La aldaba
Carlos Navarro Antolín
Tablada, zona libre de pelotazos
Lo primero, en Antonio Hernández, era su dicción precisa, meditada, de poeta. Luego venía la alta emoción del sur, su rubio linaje gaditano, de Arcos de la Frontera, donde tuvo su atalaya infantil, donde tendrá su último reposo. Uno piensa que Antonio Hernández fue un hombre afortunado, que llevó, no obstante, sobre el pecho, el oscuro galardón de una pena familiar y antigua. Ese es, sin duda, uno de los impulsos acuciantes que conformaron su obra. Otro es el amor, que encarnó en su mujer, Mariluz, de forma tan azarosa, de un modo tan insólito, que aún parece una feliz y misteriosa argucia del destino. Una tercera fuerza motriz, a un tiempo mineral y humana, es la melancolía y la ensoñación de su tierra andaluza. En Antonio Hernández lo andaluz fue un rubro universal, una categoría poética, que privilegiaba al sur sobre el resto de España.
Cuando gana el Nacional de Poesía con Nueva York después de muerto, no hará sino vindicar a dos poetas andaluces, erróneamente avalorados. Uno primero es su maestro y amigo Luis Rosales (el título del libro es el de una futura trilogía que Rosales no llegó a componer), cuya humanidad elocuente, generosa y erudita sale aquí salvada de la grosera maledicencia; otro es el propio García Lorca, cuyo extraordinario temblor lírico hoy parece consignarse entre las artes menores de la bisutería poética. Fueron, por otra parte, Antonio Hernández y Félix Grande quienes emprendieron la enorme tarea de publicar la obra completa de Rosales en la editorial Trotta. Y era común su elogio de poetas andaluces como Julio Mariscal, Manuel Mantero, Antonio Burgos, Rafael Montesinos y muchísimos otros que no es posible enumerar ahora. Hernández, que fue un excelente narrador (véanse su Sangrefría y Nana para dormir francesas), solía recordar con gracia afectuosa cómo conoció a su gran amigo, el escritor Luis Berenguer, padrino de su hija Violeta, y las insólitas divagaciones de su “compadre”, el poeta Claudio Rodríguez, quien apadrinó a Miguel, su segundo hijo. Con Javier Reverte mantuvo una sólida y emocionante amistad, fundamentada, creo, en una mutua admiración literaria y un entusiasta amor al fútbol.

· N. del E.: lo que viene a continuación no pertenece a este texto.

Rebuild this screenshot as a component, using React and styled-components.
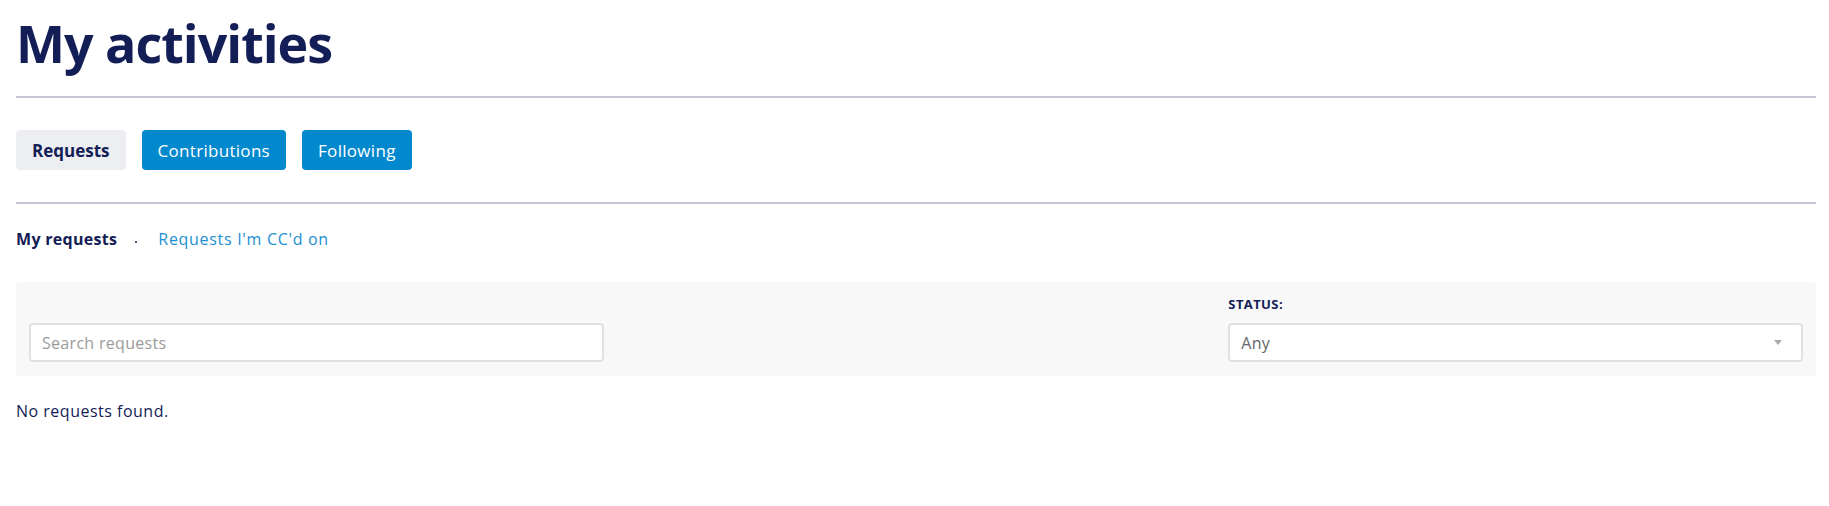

No en vano, Antonio Hernández consideraba al Betis –El Betis: la marcha verde– algo así como un heraldo de lo andaluz, donde cristalizaron el pundonor y el orgullo de los humildes. Andalucía fue en él una joya purísima y ajada. “Yo vine desde el Sur / a dividir mis panes y mis peces, un día”. Tanto tiempo después, el poeta ha regresado al Sur. Volveremos a vernos, maestro.